Biden in his anti-Trump/MAGA speech at Independence Hall. 1 September 2022

It’s not hard to demonize a president, and sometimes they make it even easier. The Hitler-esque fists and the demon-red lighting on the facade of Independence Hall in this photo of Mr. Biden would be easy to criticize, even if the speech had been about something as benign as butterflies or wedding mints.

It is interesting to note, though, that both of these figures (the clinched fists and the color red) are well-known symbols, and one wonders whether these choices were made intentionally so as to fuel the fire of Republican pushback against Mr. Biden’s dangerous speech. One wonders whether Biden (or whomever his handlers may be) is deliberately trying to instigate violence. If so, he can certainly do as many before him have done: pretend that he had no part in it.

This is what Mr. Lincoln did when he sent warships into Charleston harbor after the State of South Carolina had legally seceded from the United States. He expected the ships to be fired upon, and planned to use this as “just” cause to wage total war against those independent nations that had exercised their right to leave this Union. And the more Lincoln pushed, the more states left. Those that had looked for a way to hold on gave up that hope as Lincoln’s tyranny expanded.

But is this the way the Union states saw it? Nope. They were influenced by my-side bias to see the transgression as belonging wholly to the seceding states. And that’s the official story, even to this day. And my-side bias hasn’t gone anywhere. Democrats are still as apt to overlook Biden’s transgressions against the Rule of Law as Republicans are to overlook Trump’s.

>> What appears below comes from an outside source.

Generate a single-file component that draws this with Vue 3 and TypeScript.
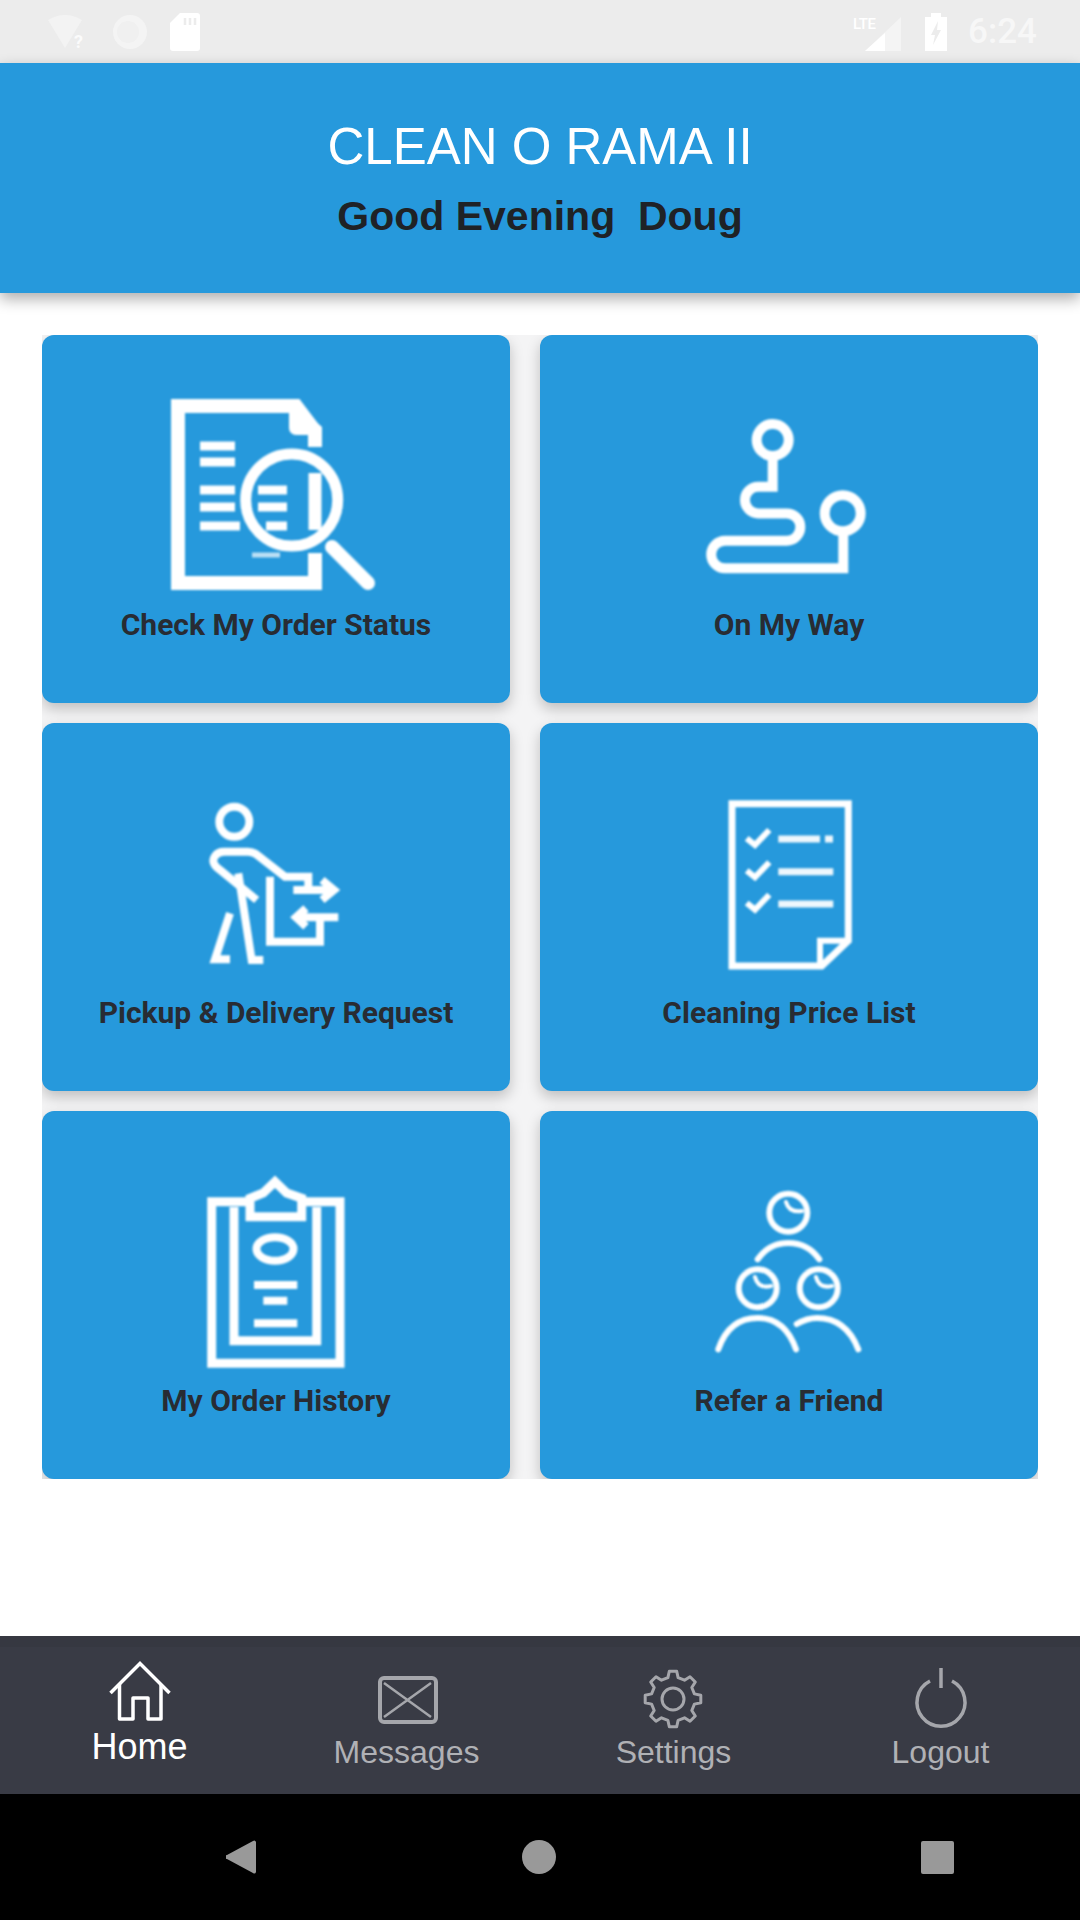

To a Republican, Biden’s tyranny is plain as day. (To me, too, though I’m not a Republican.) And to a Democrat, Trump’s tyranny is plain as day. (To me, too, though I’m not a Democrat.) But who keeps score for both sides? Who keeps track of both the good and the bad that a president does? Who is objective about such things?

Well, the number will be small, and probably does not include many members of the two major parties, for my-side bias is the name of the game in those parties. It’s what they do. Members are often manipulated into choosing what they don’t want, because it’s better than what the other side is being manipulated into choosing. Many evils are tolerated because they are, at least, better than the evils of the opposing party.

And this is how we got on this slippery slope, where the one side runs head-long while the other is happy to run downhill, too, but would simply like to do so at a slower pace.

I have long hoped for a sweeping governmental reform in this country, but now I see that it is as unlikely as is a sweeping religious—or any other kind—of reform. There are some deeply-righteous people, but they are generally far too few in number to have any impact on the affairs of national government. Most have compromised themselves enough that they actually play into the division and the corruption, whether they choose to see it that way or not.

And so it is always easy to demonize the other side’s president. And it always will be. And even if they make use of the classic imagery, as Biden does here, that’s OK, because it’s still quite common in politics just to make up a pure canard, with or without having any audio or video to show in support of the lie.

We will never have a perfect nation, but we could certainly do considerably better. What that would take, however, would be huge. It would require a massive movement aimed at training the citizenry to love righteousness and justice and to learn our Constitution. Otherwise, it’s just too easy to manipulate the average joe into supporting a corrupt government. And that’s what we do here—the one in favor of his party’s preferred flavor of corruption, and the other one supporting the other camp, and both being told they’re champions for righteousness and justice.